The jail images and my application data are served via NFS. The host
mounts NFS at boot, and then uses nullfs mounts to assemble the jail
tree when the jail is created (fstab files and jail.conf are below).
This seems to work fine, the jail starts and is usable. The problem
comes when I remove/restart the jail. Frequently (but not
consistently), the jail gets stuck in a dying state, causing the
unmount of the jail root (nullfs) to fail with a "device busy" error.
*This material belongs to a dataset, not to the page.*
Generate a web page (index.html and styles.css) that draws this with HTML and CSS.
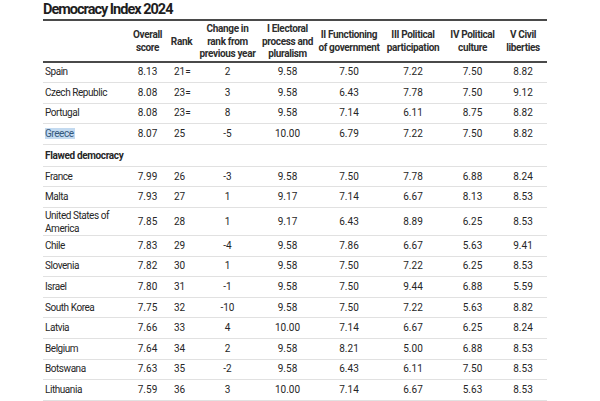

# jail -f /var/local/jail.conf -r wds1-1a
Stopping cron.
Waiting for PIDS: 1361.
.
Terminated
wds1-1a: removed
umount: unmount of /var/jail/wds1-1a failed: Device busy
# jls -av
JID Hostname Path
Name State
CPUSetID
IP Address(es)
1 wds1-1a /var/jail/wds1-1a
wds1-1a DYING
2
2620:1:1:1:1a::1
Through trial-and-error I have determined that forcing an unmount of
the root works, but subsequent mounts to that mount point will fail to
unmount with the same error. Deleting and recreating the mountpoint
fixes the mounting issue, but the dying jail remains permanently.
I have also found that if I copy the jail root to local storage and
update the jail's fstab to nullfs mount this, the problem seems to go
away. This leads me to believe that the issue is related to the NFS
source for the nullfs mount. statd and lockd are both running on the
host.
My relevant configurations are below. I can provide any other
information desired.
# Host fstab line for jail root.
#
10.219.212.1:/vol/dev/wds/jail_base /jail/base nfs ro 0 0
# Jail fstab file (mount.fstab)
#
/jail/base /var/jail/wds1-1a nullfs ro 0 0
# writable (UFS-backed) /var
/var/jail-vars/wds1-1a /var/jail/wds1-1a/var nullfs rw 0 0
# jail.conf file
#
* {
devfs_ruleset = "4";
mount.devfs;
exec.start = "/bin/sh /etc/rc";
exec.stop = "/bin/sh /etc/rc.shutdown";
interface = "vmx1";
allow.dying = 1;
exec.prestart = "/usr/local/bin/rsync -avC --delete
/jail/${image}/var/ /var/jail-vars/${host.hostname}/";
}
# JMANAGE wds1-1a
wds1-1a {
path = "/var/jail/wds1-1a";
ip6.addr = "2620:1:1:1:1a::1";
host.hostname = "wds1-1a";
host.domainname = "dev";
mount.fstab = "/var/local/fstab.wds1-1a";
$image = "base";
}
What happens if you take jails out of the equation? I know this isn't
entirely a non-jail issue, but I wonder if a jail is required for the
mount point to be un-re-mountable. I've heard before of NFS-related
problems where a jail remains dying forever, but this has been more of
an annoyance than a real problem.
It's not so much that I want to absolve jails, as I want to see where
the main fight exists. It's tricky enough fixing an interface between
two systems, but we've got three here.